Stylistic shifts aside, “Back to Black” comes as a more focused and better-written work than “Frank”, which should come as a resounding statement to anyone who sat down and listened to Winehouse’s fantastic debut. “Frank” was sprawling and relaxed; “Back to Black” is tight and delivers numerous punches, even if it still often swings and sways like its predecessor. Those differences are quickly announced by “Rehab”, the opening track about the singer’s relationship troubles and how they led her to alcohol addiction, which mixes soul and R&B to create a modern classic with a remarkable chorus that is written to stay in the listener’s head and verses that are carried by a thumping bass and horns, producing a groove that is absolutely irresistible.

Although her well-documented vices are not often revisited during the rest of the album, her turbulent love life is essentially omnipresent, which – given how “Rehab” spends its time building an unbreakable link between those two themes – makes both of those elements the gravitational center of a work that is absolutely personal. “Back to Black”, possibly the record’s best song, depicts – on top of a dark soundscape that has hints of pop music from the 50s – how Amy was abandoned by her then-boyfriend, who left her for somebody else; “Tears Dry on Their Own”, a stellar soul track, touches on that very same situation, but presents it through sunnier, more mature and optimistic lenses; and “You Know I’m No Good” talks about an inconsistent relationship that alternates intimacy with hurtful distance and indifference.
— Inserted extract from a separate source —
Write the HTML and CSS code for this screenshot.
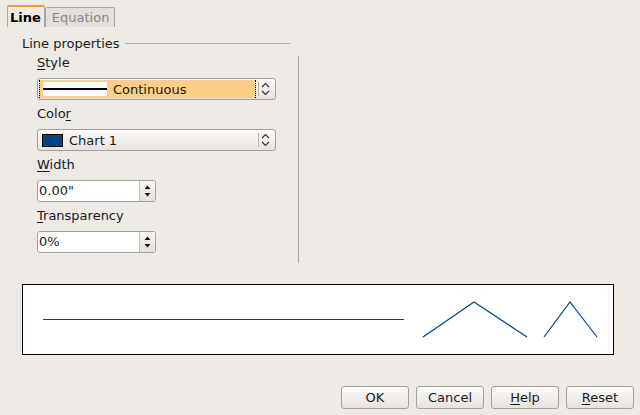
FILE: index.html
```html
<!DOCTYPE html>
<html lang="en">
<head>
    <meta charset="UTF-8">
    <title>Line Properties</title>
    <link rel="stylesheet" href="styles.css">
</head>
<body>
    <div class="tabs">
        <div class="tab active">Line</div>
        <div class="tab">Equation</div>
    </div>

    <div class="panel">
        <div class="group-title">
            <span>Line properties</span>
            <div class="rule"></div>
        </div>

        <div class="group-body">
            <div class="fields">
                <div class="label"><u>S</u>tyle</div>
                <div class="combo focused">
                    <div class="combo-value">
                        <span class="line-swatch"><span></span></span>
                        <span>Continuous</span>
                    </div>
                    <div class="combo-arrow">
                        <svg width="9" height="14" viewBox="0 0 9 14"><path d="M1 5 L4.5 1.5 L8 5 M1 9 L4.5 12.5 L8 9" fill="none" stroke="#333" stroke-width="1.2"/></svg>
                    </div>
                </div>

                <div class="label">Colo<u>r</u></div>
                <div class="combo">
                    <div class="combo-value">
                        <span class="color-swatch"></span>
                        <span>Chart 1</span>
                    </div>
                    <div class="combo-arrow">
                        <svg width="9" height="14" viewBox="0 0 9 14"><path d="M1 5 L4.5 1.5 L8 5 M1 9 L4.5 12.5 L8 9" fill="none" stroke="#333" stroke-width="1.2"/></svg>
                    </div>
                </div>

                <div class="label"><u>W</u>idth</div>
                <div class="spin">
                    <div class="spin-value">0.00"</div>
                    <div class="spin-buttons">
                        <svg width="7" height="14" viewBox="0 0 7 14"><path d="M0.5 5 L3.5 1.5 L6.5 5 Z M0.5 9 L3.5 12.5 L6.5 9 Z" fill="#111"/></svg>
                    </div>
                </div>

                <div class="label"><u>T</u>ransparency</div>
                <div class="spin">
                    <div class="spin-value">0%</div>
                    <div class="spin-buttons">
                        <svg width="7" height="14" viewBox="0 0 7 14"><path d="M0.5 5 L3.5 1.5 L6.5 5 Z M0.5 9 L3.5 12.5 L6.5 9 Z" fill="#111"/></svg>
                    </div>
                </div>
            </div>
            <div class="vsep"></div>
        </div>

        <div class="preview">
            <svg width="592" height="69" viewBox="0 0 592 69">
                <g fill="none" stroke="#004586" stroke-width="1.2">
                    <path d="M20 34.5 H381"/>
                    <path d="M400 52 L451 17 L504 52"/>
                    <path d="M521 52 L547 17 L574 52"/>
                </g>
            </svg>
        </div>
    </div>

    <div class="buttons">
        <button class="btn">OK</button>
        <button class="btn">Cancel</button>
        <button class="btn"><u>H</u>elp</button>
        <button class="btn"><u>R</u>eset</button>
    </div>
</body>
</html>
```

FILE: styles.css
```css
body {
    margin: 0;
    padding: 0;
    width: 640px;
    height: 415px;
    background-color: #edeae6;
    font-family: "DejaVu Sans", sans-serif;
    font-size: 13px;
    color: #1a1a1a;
    overflow: hidden;
}
u {
    text-decoration-thickness: 1px;
    text-underline-offset: 2px;
}
.tabs {
    display: flex;
    align-items: flex-end;
    padding: 5px 0 0 7px;
    height: 22px;
}
.tab {
    height: 19px;
    line-height: 19px;
    padding: 0 5px 0 6px;
    border: 1px solid #aaa59f;
    border-bottom: none;
    border-radius: 2px 2px 0 0;
    background: #e3dfda;
    color: #8a8782;
}
.tab.active {
    height: 20px;
    line-height: 21px;
    padding: 0 3px 0 2px;
    background: #edeae6;
    color: #000;
    font-weight: bold;
    border-top: 2px solid #f09a3e;
}
.panel {
    padding: 0 0 0 22px;
}
.group-title {
    display: flex;
    align-items: center;
    margin-top: 8px;
    height: 16px;
    width: 268px;
}
.group-title .rule {
    flex: 1;
    height: 1px;
    background: #aca8a3;
    margin-left: 5px;
}
.group-body {
    display: flex;
    padding-left: 15px;
    margin-top: 4px;
}
.fields {
    width: 239px;
}
.label {
    height: 16px;
    line-height: 16px;
    margin: 0 0 7px 0;
}
.combo, .spin {
    display: flex;
    height: 20px;
    border: 1px solid #a29e98;
    border-radius: 3px;
    margin-bottom: 6px;
    background: linear-gradient(#fbfaf9, #e7e3df);
}
.combo-value {
    flex: 1;
    display: flex;
    align-items: center;
    gap: 6px;
    padding-left: 4px;
}
.combo.focused .combo-value {
    background: #fcce88;
    margin: 1px 0 1px 1px;
    padding-left: 3px;
    border-left: 1px dotted #000;
    border-right: 1px dotted #000;
}
.line-swatch {
    width: 64px;
    height: 14px;
    background: #fff;
    display: flex;
    align-items: center;
}
.line-swatch span {
    display: block;
    width: 100%;
    height: 2px;
    background: #000;
}
.color-swatch {
    width: 19px;
    height: 11px;
    background: #004586;
    border: 1px solid #000;
}
.combo-arrow {
    width: 19px;
    display: flex;
    align-items: center;
    justify-content: center;
    position: relative;
}
.combo-arrow::before {
    content: "";
    position: absolute;
    left: 2px;
    top: 3px;
    bottom: 3px;
    width: 1px;
    background: #b5b1ac;
}
.spin {
    width: 117px;
    background: #fff;
}
.spin-value {
    flex: 1;
    line-height: 20px;
    padding-left: 1px;
}
.spin-buttons {
    width: 15px;
    display: flex;
    align-items: center;
    justify-content: center;
    border-left: 1px solid #c2beb9;
    background: linear-gradient(#f8f7f5, #e4e0dc);
    border-radius: 0 2px 2px 0;
}
.vsep {
    width: 1px;
    height: 207px;
    background: #a9a5a0;
    margin-left: 22px;
    margin-top: 1px;
}
.preview {
    width: 590px;
    height: 69px;
    margin-top: 21px;
    border: 1px solid #000;
    background: #fff;
}
.preview svg {
    display: block;
}
.buttons {
    display: flex;
    justify-content: flex-end;
    gap: 7px;
    padding-right: 6px;
    margin-top: 31px;
}
.btn {
    width: 68px;
    height: 23px;
    border: 1px solid #a29e98;
    border-radius: 3px;
    background: linear-gradient(#fbfaf9, #e6e2de);
    font-family: "DejaVu Sans", sans-serif;
    font-size: 13px;
    color: #1a1a1a;
    padding: 0;
}
```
“Back to Black” ends up being, like numerous other classics that have come out across the years, a musical example of Newton’s famous quote, in which the scientist claimed “If I have seen further it is by standing on the shoulders of giants”. Amy climbs onto the backs of her idols – Marvin Gaye, The Ronettes, Ella Fitzgerald, and many past black music stars – and, instead of lazily sitting up there, she uses those influences to reach higher grounds. “Back to Black” plays like an old-school R&B album that pays homage to those invaluable artists but it also presents itself as a work that knows how to grab those elements and take them somewhere else, whether it is via its lush production – which features strings and other rich arrangements – or through Amy’s voice and lyrics. It is, by all means, a modern-day classic.